Thus spake "Jeroen Massar" <jeroen@unfix.org>
8<-----------------------------------------
IPv6 Assignment Blocks   CIDR Block
2620:0000:/23
----------------------------------------->8
Expect blocks in between /40 and /48 there.
Expect mostly /48s and /44s, given that ARIN has not defined any criteria for what justifies more than a /48. Of course, some folks will announce a /44 instead since the block is reserved, but it should still only be one route.

Still, even if every org that qualified for an assignment today got one, you're still only looking at a couple tens of thousands of routes max. ARIN using a /23 for PIv6 is either serious overkill or "we'll never need to allocate another block" at work.

That is enough space for best-case 2^(40-23) = 131.072 routes, worst
case 2^(48-23) = 33.554.432 extra routes in your routing table, I hope
Vendor C can handle it by the time that happens.

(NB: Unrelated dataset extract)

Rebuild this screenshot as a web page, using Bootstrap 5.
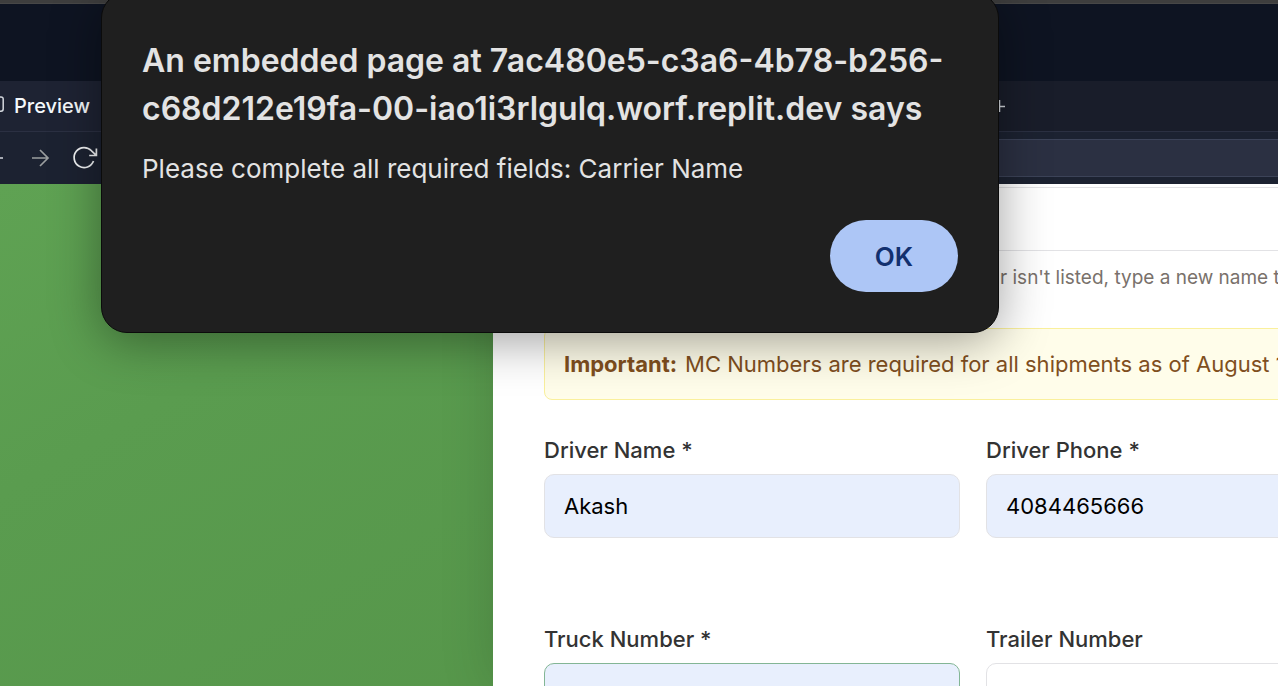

In order words: better
start saving up those bonus points, you will be buying quite a lot of
new gear if this ever comes off the ground ;)

Most likely case is a bit more optimistic if one takes /44's: 2.097.152
Still a lot more than the IPv4 routing table is now. It will take time,
and possibly a lot, but it could just happen...
IMHO, BGP will fall over and die long before we get to that many ASNs. Remember, the goal in giving people really big v6 blocks, vs. IPv4-style multiple allocations/assignments, is to reduce the necessary number of routes to (roughly) the number of ASNs.

If PIv6 folks start announcing absurd numbers of routes within their allocation, I'd expect ISPs to start filtering everything longer than /48 -- if they don't do so from the start. The next step is to filter everything longer than /44; since everyone is getting a reserved /44 at a minimum, that's safe (everyone just announces the /44 in addition to more-specifics). If filtering at /44 isn't enough, ISPs will just drop all PIv6 routes except for their customers' and the concept dies a quick death. No routers will be harmed in the making of this movie.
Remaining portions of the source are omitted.